Software in ­particular, has ­often in the past been a sticking point for inter­operability, let alone deeper forms of integration, with even air forces operating the same basic aircraft type fielding different software iterations, blocks and upgrade pathways

Built in sensors

An often overlooked advantage which the F-35 offers over previous generations of fighters is that all the ­targeting and surveillance capabilities and electronic warfare equipment is built into the airframe rather than being added later as external pods or national upgrades. The current situation for most global fast jet fleets is that a shortage of the latest (expensive) targeting, jamming and ELINT gathering pods mean that those which are available are almost exclusively allocated to the highest readiness and forward deployed elements of the overall frontline fleet. By contrast, with the F-35 air forces will be able to genuinely train as they intend to fight since the airframes in use in the OCUs and across the whole frontline squadron establishment will all have such capabilities ‘built in’. For the UK and Norway, this will allow significantly more flexibility to develop tactics and experiment with frontline-standard kit during routine training and operations around the North Sea area.

However, the usefulness of the North Sea ranges for high-end warfighting training will be challenged by the F-35. Many of the F-35’s capabilities are designed to maintain awareness of and control over such large volumes of airspace that the current North Sea ranges, or indeed any that exist in Europe currently, will be in­sufficiently large to allow them to be fully utilised and tested. The introduction into service of new weapons such as the MBDA Meteor is already stretching the ­capacity of European ranges with current generation platforms. As such, the USAF’s Nevada Test Range near Las Vegas will remain the premier range for high end live training against realistic threats for the foreseeable future for both the Norwegian and British air forces.

Synthetic training

On the other hand, the challenges inherent in ­con­ducting live flying training in anything close to a ­realistic high threat environment for the F-35 in ­European air space offers another potential area for increasing RNoAF-RAF cooperation going forwards through a common synthetic training environment. The UK’s DOTC(A) Programme aims to ­eventually enable personnel in simulators at various bases throughout the UK to train together in a linked ­common virtual environment. An obvious follow-on step to this sort of training environment would be to link in other F-35 operators and, given the UK and Norway’s shared operating area and history of air force cooperation, Norway would make a natural partner nation for such an effort. This could offer Norway particular advantages given the relatively small scale of its F-35 fleet and the need to keep live flying hours down as far as possible whilst maintaining pilot skill levels. The fact that, as previously mentioned, so many of the F-35’s core capabilities are dependent on software and information management capabilities means that synthetic training should be even more capable of simulating the most demanding operational situations than with current generation fighters which are more airframe performance-dependent.

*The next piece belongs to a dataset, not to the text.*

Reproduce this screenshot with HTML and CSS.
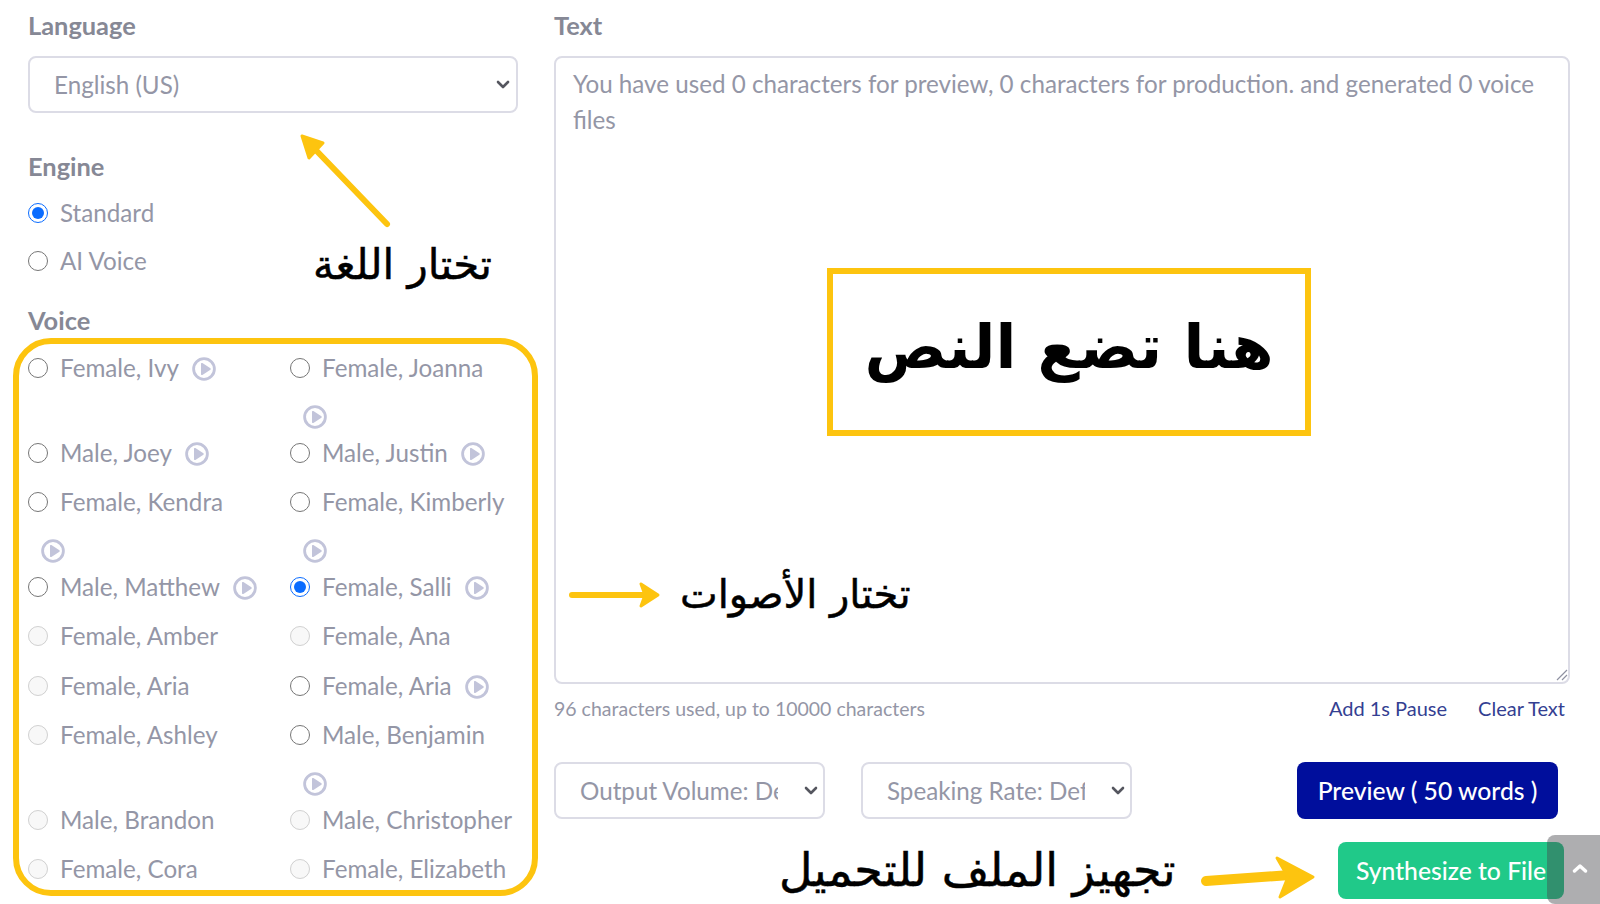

UK F-35B and Norwegian F-35A

The fact that the initial focus of the UK’s F-35B fleet will be embarked operations from the Queen ­Elizabeth class aircraft carriers rather than land based ­operations will offer both opportunities and limitations for RNoAF/UK cooperation. Clearly, the RNoAF’s F-35As are unable to operate from aircraft carriers and so will have a different operational focus from their UK counterparts during the first few years of both nations’ domestic F-35 fleet establishment activities. On the other hand, the Queen Elizabeth and Prince of Wales will eventually exercise regularly in the North Sea and so provide the RNoAF with valuable opportunities to train alongside a fifth-generation naval air group, which is unlikely to be a regular feature of US Navy deployments to the European theatre for many years given the increasing China-focus of the USN’s most up to date capabilities.

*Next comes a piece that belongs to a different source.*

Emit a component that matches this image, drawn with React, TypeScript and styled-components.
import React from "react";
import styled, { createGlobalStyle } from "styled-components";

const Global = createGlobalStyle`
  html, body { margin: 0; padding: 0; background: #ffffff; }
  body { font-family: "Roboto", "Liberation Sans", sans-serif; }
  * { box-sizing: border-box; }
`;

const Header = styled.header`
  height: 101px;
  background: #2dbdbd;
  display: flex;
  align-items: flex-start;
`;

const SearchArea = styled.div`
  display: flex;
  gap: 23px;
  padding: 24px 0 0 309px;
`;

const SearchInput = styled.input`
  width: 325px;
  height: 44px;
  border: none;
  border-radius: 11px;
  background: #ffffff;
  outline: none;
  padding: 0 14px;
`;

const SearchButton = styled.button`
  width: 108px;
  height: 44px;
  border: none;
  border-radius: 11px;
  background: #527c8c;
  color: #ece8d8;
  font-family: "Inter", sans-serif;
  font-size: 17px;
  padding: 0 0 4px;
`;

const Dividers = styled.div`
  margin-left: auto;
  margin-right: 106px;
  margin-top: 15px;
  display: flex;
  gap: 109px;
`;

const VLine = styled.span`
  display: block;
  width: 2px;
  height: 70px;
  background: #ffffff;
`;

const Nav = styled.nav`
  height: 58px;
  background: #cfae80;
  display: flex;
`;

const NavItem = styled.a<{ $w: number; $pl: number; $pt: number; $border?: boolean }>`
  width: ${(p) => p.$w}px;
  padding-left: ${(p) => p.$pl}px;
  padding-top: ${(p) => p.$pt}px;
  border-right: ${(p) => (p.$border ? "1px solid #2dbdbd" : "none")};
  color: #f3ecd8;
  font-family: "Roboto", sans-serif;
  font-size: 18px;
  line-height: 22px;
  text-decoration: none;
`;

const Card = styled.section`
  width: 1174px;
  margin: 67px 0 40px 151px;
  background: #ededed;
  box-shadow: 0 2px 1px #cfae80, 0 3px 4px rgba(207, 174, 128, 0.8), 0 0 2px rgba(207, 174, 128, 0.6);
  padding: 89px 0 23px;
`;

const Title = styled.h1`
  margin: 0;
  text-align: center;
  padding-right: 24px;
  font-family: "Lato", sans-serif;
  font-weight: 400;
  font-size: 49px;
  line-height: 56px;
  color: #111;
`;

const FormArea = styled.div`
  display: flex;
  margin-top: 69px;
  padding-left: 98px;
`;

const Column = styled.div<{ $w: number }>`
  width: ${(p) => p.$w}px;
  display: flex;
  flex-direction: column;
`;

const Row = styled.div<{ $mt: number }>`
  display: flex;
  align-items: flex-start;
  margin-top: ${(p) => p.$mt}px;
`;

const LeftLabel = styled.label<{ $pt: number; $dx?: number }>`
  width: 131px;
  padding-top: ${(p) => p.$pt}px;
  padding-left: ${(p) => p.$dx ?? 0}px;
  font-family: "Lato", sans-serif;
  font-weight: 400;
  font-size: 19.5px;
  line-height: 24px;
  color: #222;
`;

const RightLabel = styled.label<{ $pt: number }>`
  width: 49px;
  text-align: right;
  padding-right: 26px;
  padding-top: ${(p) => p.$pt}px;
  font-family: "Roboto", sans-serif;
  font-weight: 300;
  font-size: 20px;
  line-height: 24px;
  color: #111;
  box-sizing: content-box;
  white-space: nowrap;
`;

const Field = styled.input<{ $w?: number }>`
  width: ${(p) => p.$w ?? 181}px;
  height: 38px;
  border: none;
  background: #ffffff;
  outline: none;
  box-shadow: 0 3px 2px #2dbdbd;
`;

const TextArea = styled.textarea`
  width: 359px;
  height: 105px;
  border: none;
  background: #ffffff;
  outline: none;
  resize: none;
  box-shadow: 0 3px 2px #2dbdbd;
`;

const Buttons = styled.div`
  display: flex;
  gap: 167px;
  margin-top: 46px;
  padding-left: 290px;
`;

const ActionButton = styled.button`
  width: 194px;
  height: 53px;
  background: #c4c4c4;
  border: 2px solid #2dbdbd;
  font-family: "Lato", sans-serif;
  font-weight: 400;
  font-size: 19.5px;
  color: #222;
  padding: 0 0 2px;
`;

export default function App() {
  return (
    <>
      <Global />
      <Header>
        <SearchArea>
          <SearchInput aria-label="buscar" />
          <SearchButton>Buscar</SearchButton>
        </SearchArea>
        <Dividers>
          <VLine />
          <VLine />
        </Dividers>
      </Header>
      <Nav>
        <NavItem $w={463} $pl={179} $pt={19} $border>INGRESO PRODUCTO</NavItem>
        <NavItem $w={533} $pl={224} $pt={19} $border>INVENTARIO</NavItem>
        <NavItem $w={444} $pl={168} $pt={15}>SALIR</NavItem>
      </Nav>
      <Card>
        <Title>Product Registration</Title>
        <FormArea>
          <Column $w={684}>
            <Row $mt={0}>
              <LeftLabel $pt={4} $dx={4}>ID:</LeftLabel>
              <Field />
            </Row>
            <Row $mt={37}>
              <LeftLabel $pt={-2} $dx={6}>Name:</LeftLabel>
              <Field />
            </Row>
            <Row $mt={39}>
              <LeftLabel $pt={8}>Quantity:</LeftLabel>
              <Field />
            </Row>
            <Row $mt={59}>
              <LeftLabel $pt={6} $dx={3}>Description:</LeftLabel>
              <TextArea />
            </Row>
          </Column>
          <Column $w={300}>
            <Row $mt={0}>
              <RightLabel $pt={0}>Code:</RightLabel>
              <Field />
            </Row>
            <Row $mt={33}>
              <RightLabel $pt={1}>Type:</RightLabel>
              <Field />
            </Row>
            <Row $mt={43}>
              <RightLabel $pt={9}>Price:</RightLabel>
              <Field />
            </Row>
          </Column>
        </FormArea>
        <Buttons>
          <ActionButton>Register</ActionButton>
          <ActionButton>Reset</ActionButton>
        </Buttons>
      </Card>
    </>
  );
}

For the main frontline task in the North Sea of intercepting and shadowing Russian Federation warplanes as they transit down, the RNoAF already cooperates extremely closely with the RAF. The UK is highly unlikely to use the joint RAF/Royal Navy F-35B force for QRA duties over the North Sea even once the type is well established. Typhoon squadrons stationed at RAF Lossiemouth and RAF Coningsby possess greater range, endurance and air to air weapons load capabilities and so will continue to be the QRA aircraft of choice. However, once the RNoAF has replaced its F-16s with F-35As, operational cooperation possibilities with the RAF during QRA scrambles are likely to benefit from current RAF work which aims to ensure maximum interoperability between its Typhoon fleet and the F-35. In other words, the RAF’s requirement to fully harmonise interoperability between the UK’s own Typhoon and F-35B fleets will also help to maximise interoperability between RAF Typhoons and Norwegian F-35As.

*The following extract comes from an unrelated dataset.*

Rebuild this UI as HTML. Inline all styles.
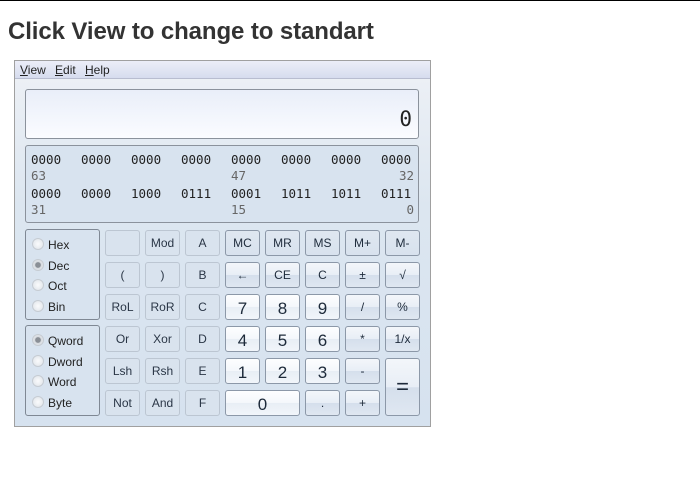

The RAF’s requirement to fully ­harmonise ­inter­operability ­between the UK’s own ­Typhoon and F-35B fleets will also help to ­maximise ­interoperability between RAF ­Typhoons and ­Norwegian F-35As

Shared maintenance, training and exercise

The fact that the UK will host a repair and main­tenance hub for various avionics and airframe com­ponents for Europe-based F-35s will ensure that Norway has a geographically close support partner for many of its deep maintenance requirements. Further­more, the establishment of ALIS-equipped F-35 handling facilities at both Ørland and Marham should offer plenty of opportunities for cross-basing without requiring large scale national supporting deployments.

There will be a strong incentive for Norway and the UK to closely cooperate, alongside the various other European F-35 operating nations. The high cost of operating and maintaining the jet compared to ­previous generations of fighters means that there will be an overall reduction in airframe numbers throughout NATO’s forward leaning air forces. As previously seen with the closely integrated EPAF F-16 nations, one of the ways to increase overall effectiveness from limited-sized fleets is to make maximum use of shared maintenance, training and exercise ­capacity to ­maximise economies of scale and operational ­standardisation. The even more widespread adoption of the F-35 throughout Europe offers the chance for the UK to join Norway and other European F-35 operators in an EPAF-style cooperative framework to ensure that in the face of continued financial pressures on defence spending, European NATO members can maximise their combat-air contribution to the alliance for mutual defence and expeditionary capability.